May 18, 2012

Tailgater

The other day when I was on the highway driving to another town the SUV behind me was matching my speed and staying right on my bumper. After about five miles I picked up speed and went around the truck in front of me just to see if I could shake the tailgater. The SUV then snuggled up tightly to the truck and seemed to be content in the trucker’s blind spot. It finally dawned on me that the driver of the SUV was probably trying to conserve his own gas by drafting other vehicles. I’ve known believers whose actions resemble that of the tailgater. Rather than exerting any energy on personal Bible study, they come to class content to just draft off those who have done their study and are prepared to discuss the lesson.

1 comment:

Steve Corey said...

Gail;

-----Maybe the one thing which most validates for me the truth of God’s Word is the nature of His mercy. All the talk the Bible makes of His love and how He gave up His place as God to become a lowly man and die for us is more than fine and better than good, but the way He forgives so the person truly desiring life can have it is final evidence. “Each man’s work will become manifest; for the Day will disclose it, because it will be revealed with fire, and the fire will test what sort of work each one has done...If any man’s work is burned up, he will suffer loss, though he himself will be saved, but only as through fire.” (I Cor 3:13b & 15) The man himself being saved implies none of his work survived the test. Yet, “On that day many will say to me, ‘Lord, Lord, did we not prophesy in your name, and cast out demons in your name, and do many mighty works in your name?’ And then will I declare to them, ‘I never knew you; depart from me, you evildoers.’” (Mat 7:22-23) There is clearly as much difference between the man who survived the fire and these who go, “But, Lord, Lord...” as there is between the way the Lord treats the two.
-----I used to call that difference “the golden thread”. At one time it was greatly important to me because, frankly, my life was not largely fruitful. I well knew it, too. I didn’t try to shuck and jive either Him or myself about that fact, but held it out openly between us as the product of my own disobedient flesh.

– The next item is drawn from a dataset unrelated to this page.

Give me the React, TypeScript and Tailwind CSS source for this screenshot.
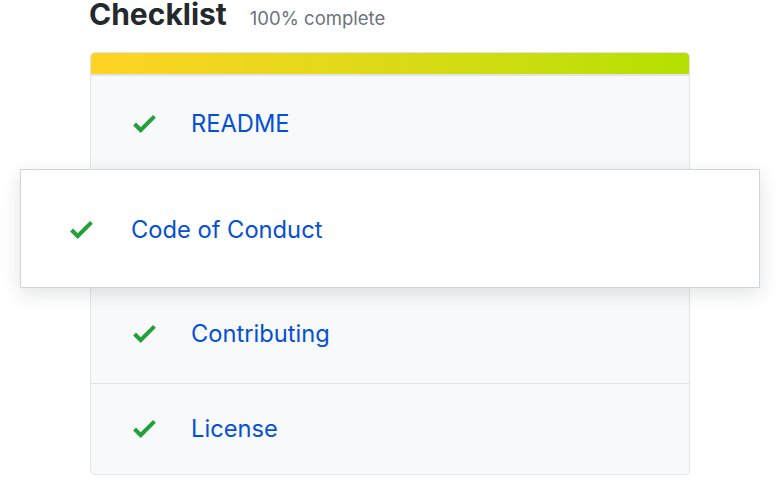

I knew it did not matter whether I was full of it or had only a granule of it; any trace of it precludes life. I knew only two things were imperative to life for me: 1) that I sincerely desire the life God describes; and 2) that I hold on tightly to the one who gives it. So, in those darker days of scary fruitlessness (or should I say, “...more fruitlessness,” since I still ain’t the most fruitful twig on the vine,) the direction of my soul was that the golden thread - Jesus Christ - was ineradicably the last thing I would possibly consider releasing from my grasp. I think maybe it was all the thief who died beside Christ that day had to grasp, too. Maybe it is all any of us has to hold. It is His mercy and grace. If it doesn’t work, He doesn’t love and His Word isn’t true. But, “Let God be true although all men are false.” (Rom 3:4) Thank God it works.
-----So we are built into His holy temple through the grace of Christ and partake in its effects by the same. “We who are strong ought to bear with the failings of the weak, and not to please ourselves; let each of us please his neighbor for his good, to edify him.” (Rom 15:1) This temple is as much a place of supply as it is a place for supplying. So always in it through grace are those who need and those who supply. And as often as those in need in one situation are those who supply in another, those who supply in one are in need in another. This is merely the nature of God’s grace at work in His who abide even while in a broken and chaotic world.